CSC: Camp Spring Creek feels strongly that the Orton-Gillingham approach can be beneficial to all types of learners, not just children with dyslexia or other learning differences. We also stand behind the belief that this approach can be integrated successfully into the public school and home learning environments, with proper training and information. For our parents or teachers with children at home, can you share a basic technique or skill that you teach in your English literature classroom? Perhaps something that could easily transfer into the home or public school learning environments such as a word game, a reading challenge, or some other exercise…whatever comes to mind.

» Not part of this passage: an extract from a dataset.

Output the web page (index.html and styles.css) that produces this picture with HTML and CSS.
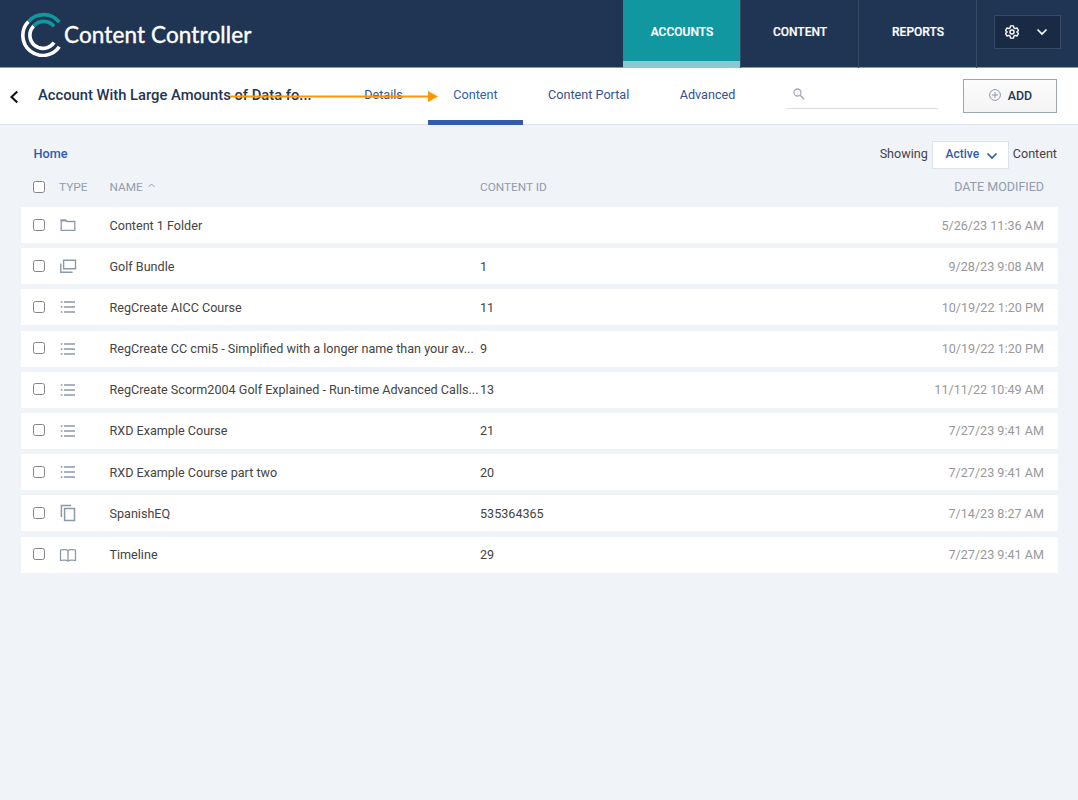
FILE: index.html
```html
<!doctype html>
<html lang="en">
   <head>
      <meta charset="utf-8">
      <meta name="viewport" content="width=device-width, initial-scale=1">
      <title>Content Controller</title>
      <link rel="stylesheet" href="styles.css">
   </head>
   <body>
      <!-- shared icons -->
      <svg class="sprite" width="0" height="0">
         <symbol id="list" viewBox="0 0 16 12"><path d="M.8 1h1.700M.8 6h1.700M.8 11h1.700M4 1h11M4 6h11M4 11h11" fill="none" stroke="currentColor" stroke-width="1.500"/></symbol>
         <symbol id="down" viewBox="0 0 12 8"><path d="M1.500 1.500L6 6l4.500-4.500" fill="none" stroke="currentColor" stroke-width="1.700"/></symbol>
      </svg>
      <header class="header">
         <div class="logo">
            <svg width="42" height="46" viewBox="0 0 42 46" fill="none" stroke-width="3.600">
               <path d="M7.500 10.500A20 20 0 1 0 38.300 35.800" stroke="#fff"/>
               <path d="M7.500 10.500A20 20 0 0 1 38.300 11.200" stroke="#1097a0"/>
               <path d="M12.700 14.900A13.200 13.200 0 1 0 33 31.600" stroke="#fff"/>
               <path d="M12.700 14.900A13.200 13.200 0 0 1 33 15.400" stroke="#1097a0"/>
            </svg>
            <span class="logo-text">Content Controller</span>
         </div>
         <nav class="nav">
            <a class="active">ACCOUNTS</a>
            <a>CONTENT</a>
            <a>REPORTS</a>
         </nav>
         <button class="settings">
            <svg width="14" height="14" viewBox="0 0 24 24" fill="none" stroke="#fff" stroke-width="2.400" stroke-linejoin="round"><path d="M9.500 1.500h5l.8 3.400 2.100 1.200 3.300-1 2.300 4.300-2.500 2.600 2.500 2.600-2.300 4.300-3.300-1-2.100 1.200-.8 3.400h-5l-.8-3.400-2.100-1.200-3.300 1L1 14.600 3.500 12 1 9.400l2.300-4.300 3.300 1 2.100-1.200z"/><circle cx="12" cy="12" r="3.500"/></svg>
            <svg width="12" height="8"><use href="#down"/></svg>
         </button>
      </header>
      <div class="subnav">
         <svg class="back" width="10" height="14" viewBox="0 0 10 14"><path d="M8.300 1.500L2.500 7l5.800 5.500" fill="none" stroke="#111" stroke-width="2.100"/></svg>
         <h1>Account With Large Amounts of Data fo...</h1>
         <nav class="tabs">
            <a>Details</a>
            <a class="active">Content</a>
            <a>Content Portal</a>
            <a>Advanced</a>
         </nav>
         <div class="search">
            <svg width="12" height="12" viewBox="0 0 12 12" fill="none" stroke="#a3abba"><circle cx="4.500" cy="4.500" r="3.500" stroke-width="1.300"/><path d="M7.200 7.200l4 4" stroke-width="1.600"/></svg>
         </div>
         <button class="add">
            <svg width="12" height="12" viewBox="0 0 12 12" fill="none" stroke="#8d97a8"><circle cx="6" cy="6" r="5.400"/><path d="M6 3v6M3 6h6"/></svg>
            ADD
         </button>
         <svg class="arrow" width="210" height="12" viewBox="0 0 210 12"><path d="M1 6.500h198" stroke="#ff9500" stroke-width="2"/><path d="M199 1v11l10-5.500z" fill="#ff9500"/></svg>
      </div>
      <main>
         <div class="toolbar">
            <a class="home">Home</a>
            <div class="filter">
               <span>Showing</span>
               <button class="select">Active <svg width="12" height="8"><use href="#down"/></svg></button>
               <span>Content</span>
            </div>
         </div>
         <div class="table">
            <div class="row head">
               <input type="checkbox"><span>TYPE</span>
               <span class="name">NAME <svg width="7" height="5" viewBox="0 0 7 5"><path d="M.5 4l3-3 3 3" fill="none" stroke="currentColor"/></svg></span>
               <span>CONTENT ID</span><span class="date">DATE MODIFIED</span>
            </div>
            <div class="row">
               <input type="checkbox">
               <svg class="icon" width="18" height="16" viewBox="0 0 18 16"><path d="M2.200 13V3.200h4.500l1.400 1.300h7.700V13.300H2.200z" fill="none" stroke="currentColor" stroke-width="1.300"/><path d="M1.600 2.400h5.200l1.800 2.200H1.600z" fill="currentColor"/></svg>
               <span class="name">Content 1 Folder</span><span></span><span class="date">5/26/23 11:36 AM</span>
            </div>
            <div class="row">
               <input type="checkbox">
               <svg class="icon" width="18" height="16" viewBox="0 0 18 16" fill="none" stroke="currentColor" stroke-width="1.400"><path d="M4.600 2.200h11.900v8.600H4.600zM1.800 5.500v8.700h11.800"/></svg>
               <span class="name">Golf Bundle</span><span>1</span><span class="date">9/28/23 9:08 AM</span>
            </div>
            <div class="row">
               <input type="checkbox">
               <svg class="icon" width="16" height="12"><use href="#list"/></svg>
               <span class="name">RegCreate AICC Course</span><span>11</span><span class="date">10/19/22 1:20 PM</span>
            </div>
            <div class="row">
               <input type="checkbox">
               <svg class="icon" width="16" height="12"><use href="#list"/></svg>
               <span class="name">RegCreate CC cmi5 - Simplified with a longer name than your av...</span><span>9</span><span class="date">10/19/22 1:20 PM</span>
            </div>
            <div class="row">
               <input type="checkbox">
               <svg class="icon" width="16" height="12"><use href="#list"/></svg>
               <span class="name">RegCreate Scorm2004 Golf Explained - Run-time Advanced Calls...</span><span>13</span><span class="date">11/11/22 10:49 AM</span>
            </div>
            <div class="row">
               <input type="checkbox">
               <svg class="icon" width="16" height="12"><use href="#list"/></svg>
               <span class="name">RXD Example Course</span><span>21</span><span class="date">7/27/23 9:41 AM</span>
            </div>
            <div class="row">
               <input type="checkbox">
               <svg class="icon" width="16" height="12"><use href="#list"/></svg>
               <span class="name">RXD Example Course part two</span><span>20</span><span class="date">7/27/23 9:41 AM</span>
            </div>
            <div class="row">
               <input type="checkbox">
               <svg class="icon" width="18" height="18" viewBox="0 0 18 18" fill="none" stroke="currentColor" stroke-width="1.500"><path d="M5.600 4.600h9.900v12H5.600zM2.400 13V1.500h9.600"/></svg>
               <span class="name">SpanishEQ</span><span>535364365</span><span class="date">7/14/23 8:27 AM</span>
            </div>
            <div class="row">
               <input type="checkbox">
               <svg class="icon" width="18" height="16" viewBox="0 0 18 16" fill="none" stroke="currentColor" stroke-width="1.300"><path d="M9 3.600C7.500 2.400 3.500 2.400 1.500 3v10.500c2-.6 6-.6 7.500.600 1.500-1.200 5.500-1.200 7.500-.600V3C14.500 2.400 10.500 2.400 9 3.600zM9 3.600v10.500"/></svg>
               <span class="name">Timeline</span><span>29</span><span class="date">7/27/23 9:41 AM</span>
            </div>
         </div>
      </main>
   </body>
</html>
```

FILE: styles.css
```css
* { box-sizing: border-box; }
body {
margin: 0;
min-height: 100vh;
background: #f0f3f8;
color: #444;
font-family: Roboto, sans-serif;
font-size: 12.6px;
}
button { font-family: inherit; padding: 0; }
.sprite { position: absolute; }
.header {
display: flex;
height: 68px;
background: #1f3553;
border-bottom: 1px solid #8c98a9;
}
.logo {
display: flex;
flex: 1;
align-items: center;
padding-left: 20.5px;
color: #fff;
}
.logo-text {
margin: 2px 0 0 1.5px;
font-family: Lato, sans-serif;
font-size: 22.5px;
letter-spacing: .12px;
-webkit-text-stroke: .4px #fff;
white-space: nowrap;
}
.nav { display: flex; height: 68px; }
.nav a {
width: 118px;
padding: 24px 0 0 1px;
border-right: 1px solid #364a66;
color: #fff;
font-size: 12px;
font-weight: 500;
line-height: 16px;
text-align: center;
-webkit-text-stroke: .2px #fff;
}
.nav .active { background: #1097a0; background-clip: padding-box; box-shadow: inset 0 -7px #86c9d0; }
.settings {
display: flex;
align-items: center;
justify-content: space-between;
width: 67px;
height: 34px;
margin: 15px 17px 0;
padding: 0 12px 0 10px;
border: 1px solid #364a66;
background: #192b44;
color: #fff;
}
.subnav {
position: relative;
display: flex;
height: 57px;
background: #fff;
border-bottom: 1px solid #dfe3e9;
}
.back { margin: 22px 0 0 9px; }
h1 {
width: 301px;
margin: 18px 0 0;
padding-left: 19px;
color: #1f3553;
font-size: 14.75px;
font-weight: 500;
line-height: 18px;
white-space: nowrap;
}
.tabs { display: flex; margin-left: 19px; }
.tabs a {
height: 57px;
padding: 18px 25.2px 0;
color: #34518c;
font-size: 12.65px;
line-height: 17px;
white-space: nowrap;
}
.tabs .active { color: #325cab; border-bottom: 5px solid #325cab; }
.search {
width: 152px;
height: 41px;
margin-left: auto;
padding: 20px 7px;
border-bottom: 1px solid #dcdfe5;
}
.add {
display: flex;
align-items: center;
justify-content: center;
gap: 7px;
width: 94px;
height: 34px;
margin: 11px 21px 0 25px;
padding: 0 0 2px 1px;
border: 1px solid #9aa5b5;
background: linear-gradient(#fcfcfd, #f4f4f5);
color: #1f3553;
font-size: 12.4px;
font-weight: 500;
}
/* pointer drawn over the tabs */
.arrow { position: absolute; left: 229px; top: 22px; }
main { padding: 16px 20px 0 21px; }
.toolbar {
display: flex;
align-items: center;
justify-content: space-between;
height: 28px;
padding: 0 1px 0 12.5px;
}
.home { padding-bottom: 4px; color: #325cab; font-weight: 500; font-size: 12.7px; }
.filter { display: flex; align-items: center; gap: 4px; }
.filter span { padding-bottom: 4px; }
.select {
display: flex;
align-items: center;
justify-content: center;
gap: 7px;
width: 77px;
height: 28px;
padding: 0 0 2px 3px;
border: 1px solid #dde3ec;
background: #fff;
color: #325cab;
font-size: 12px;
font-weight: 500;
}
.select svg { margin-top: 3px; }
.row {
display: grid;
grid-template-columns: 26px 50.5px 370.5px 1fr 120px;
align-items: center;
height: 36px;
margin-bottom: 5.2px;
padding: 0 14px 0 12px;
background: #fff;
white-space: nowrap;
}
.head {
height: 36px;
margin-bottom: 2px;
background: none;
color: #929cad;
font-size: 11.8px;
}
.row input {
appearance: none;
width: 12px;
height: 12px;
margin: 0 0 1px;
border: 1px solid #858585;
border-radius: 2.5px;
background: #fff;
}
.icon { color: #8d97ab; justify-self: center; margin-right: 32px; }
.name svg { margin: 0 0 3px 2px; }
.date { color: #999; text-align: right; }
.head .date { padding-bottom: 1px; color: inherit; font-size: 12.5px; }
```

BK: You are correct that good, systematic teaching is beneficial to everyone, particularly when it comes to the basic skill of reading. Research shows that there is only one pathway in the brain to efficient reading, and that everyone who learns to read builds those same neural networks—some just build them faster and with less effort, but the process is exactly the same. So, if we all teach all students in explicit, multi-sensory, structured and systematic ways, everyone will learn to read as quickly and as well as they possibly could! My motto is, this isn’t special education, it’s education by specialists—“It’s just good teaching.”
Since I teach in a high school and primarily with literature, I have two basic pieces of advice: If you still have difficulty reading, use audio as a support to help your speed, accuracy, fluency, and comprehension; and, for comprehension, re-read. This is what all readers do to improve their comprehension; it is just that “natural” or skilled readers can do this quickly and efficiently (as well as having the freed-up space in their minds to monitor their comprehension because the reading process has faded into automatic).